• _PROBLEM TO SOLVE_:
Transcribe all of the data exactly. Omit the pictures.

--

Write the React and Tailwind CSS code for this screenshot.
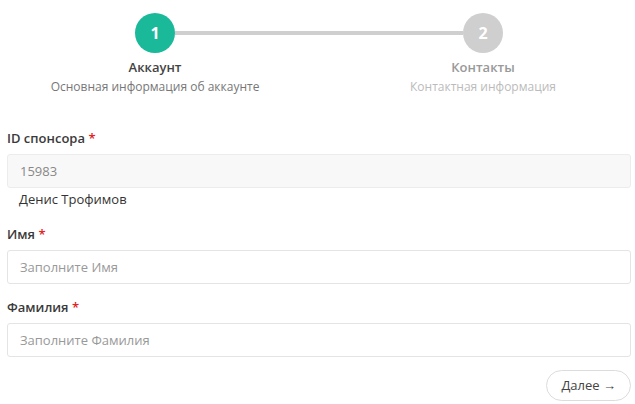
import React from 'react'

function Field({ label, placeholder, value, disabled }) {
  return (
    <div className="flex flex-col">
      <label className="text-[13px] font-semibold text-[#3a3a3a] leading-[18px] mb-[7px]">
        {label} <span className="text-[#e02222]">*</span>
      </label>
      <input
        readOnly
        value={value}
        placeholder={placeholder}
        className={
          'h-[34px] w-full rounded-[3px] border px-[12px] text-[13px] outline-none placeholder:text-[#999] ' +
          (disabled ? 'bg-[#f8f8f8] border-[#ececec] text-[#888]' : 'bg-white border-[#e4e4e4] text-[#555]')
        }
      />
    </div>
  )
}

export default function App() {
  return (
    <div className="w-[635px] h-[404px] bg-white overflow-hidden" style={{ fontFamily: '"Open Sans", sans-serif' }}>
      {/* stepper */}
      <div className="pt-[13px]">
        <div className="flex items-center ml-[135px] mr-[132px]">
          <div className="h-[40px] w-[40px] shrink-0 rounded-full bg-[#19b99a] flex items-center justify-center text-white text-[16px] font-bold">1</div>
          <div className="h-[4px] flex-1 bg-[#cfcfcf]"></div>
          <div className="h-[40px] w-[40px] shrink-0 rounded-full bg-[#cfcfcf] flex items-center justify-center text-white text-[16px] font-bold">2</div>
        </div>
        <div className="flex mt-[5px]">
          <div className="w-[310px] shrink-0 flex flex-col items-center">
            <div className="text-[13px] font-semibold text-[#444] leading-[18px]">Аккаунт</div>
            <div className="text-[12px] text-[#777] leading-[18px] mt-[2px]">Основная информация об аккаунте</div>
          </div>
          <div className="w-[220px] shrink-0 ml-[63px] flex flex-col items-center">
            <div className="text-[13px] font-semibold text-[#999] leading-[18px]">Контакты</div>
            <div className="text-[12px] text-[#bbb] leading-[18px] mt-[2px]">Контактная информация</div>
          </div>
        </div>
      </div>

      {/* form */}
      <div className="pl-[7px] pr-[4px] mt-[33px]">
        <Field label="ID спонсора" value="15983" disabled />
        <div className="text-[13px] text-[#333] pl-[12px] mt-[2px] leading-[18px]">Денис Трофимов</div>
        <div className="mt-[17px]">
          <Field label="Имя" placeholder="Заполните Имя" />
        </div>
        <div className="mt-[14px]">
          <Field label="Фамилия" placeholder="Заполните Фамилия" />
        </div>
        <div className="flex justify-end mt-[13px]">
          <button className="h-[31px] px-[14px] rounded-full border border-[#dcdcdc] bg-white text-[13px] text-[#444]">
            Далее →
          </button>
        </div>
      </div>
    </div>
  )
}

--

• _OUTPUT FOR THIS TASK_:
Write the React and Tailwind CSS code for this screenshot.
import React from 'react'

function Field({ label, placeholder, value, disabled }) {
  return (
    <div className="flex flex-col">
      <label className="text-[13px] font-semibold text-[#3a3a3a] leading-[18px] mb-[7px]">
        {label} <span className="text-[#e02222]">*</span>
      </label>
      <input
        readOnly
        value={value}
        placeholder={placeholder}
        className={
          'h-[34px] w-full rounded-[3px] border px-[12px] text-[13px] outline-none placeholder:text-[#999] ' +
          (disabled ? 'bg-[#f8f8f8] border-[#ececec] text-[#888]' : 'bg-white border-[#e4e4e4] text-[#555]')
        }
      />
    </div>
  )
}

export default function App() {
  return (
    <div className="w-[635px] h-[404px] bg-white overflow-hidden" style={{ fontFamily: '"Open Sans", sans-serif' }}>
      {/* stepper */}
      <div className="pt-[13px]">
        <div className="flex items-center ml-[135px] mr-[132px]">
          <div className="h-[40px] w-[40px] shrink-0 rounded-full bg-[#19b99a] flex items-center justify-center text-white text-[16px] font-bold">1</div>
          <div className="h-[4px] flex-1 bg-[#cfcfcf]"></div>
          <div className="h-[40px] w-[40px] shrink-0 rounded-full bg-[#cfcfcf] flex items-center justify-center text-white text-[16px] font-bold">2</div>
        </div>
        <div className="flex mt-[5px]">
          <div className="w-[310px] shrink-0 flex flex-col items-center">
            <div className="text-[13px] font-semibold text-[#444] leading-[18px]">Аккаунт</div>
            <div className="text-[12px] text-[#777] leading-[18px] mt-[2px]">Основная информация об аккаунте</div>
          </div>
          <div className="w-[220px] shrink-0 ml-[63px] flex flex-col items-center">
            <div className="text-[13px] font-semibold text-[#999] leading-[18px]">Контакты</div>
            <div className="text-[12px] text-[#bbb] leading-[18px] mt-[2px]">Контактная информация</div>
          </div>
        </div>
      </div>

      {/* form */}
      <div className="pl-[7px] pr-[4px] mt-[33px]">
        <Field label="ID спонсора" value="15983" disabled />
        <div className="text-[13px] text-[#333] pl-[12px] mt-[2px] leading-[18px]">Денис Трофимов</div>
        <div className="mt-[17px]">
          <Field label="Имя" placeholder="Заполните Имя" />
        </div>
        <div className="mt-[14px]">
          <Field label="Фамилия" placeholder="Заполните Фамилия" />
        </div>
        <div className="flex justify-end mt-[13px]">
          <button className="h-[31px] px-[14px] rounded-full border border-[#dcdcdc] bg-white text-[13px] text-[#444]">
            Далее →
          </button>
        </div>
      </div>
    </div>
  )
}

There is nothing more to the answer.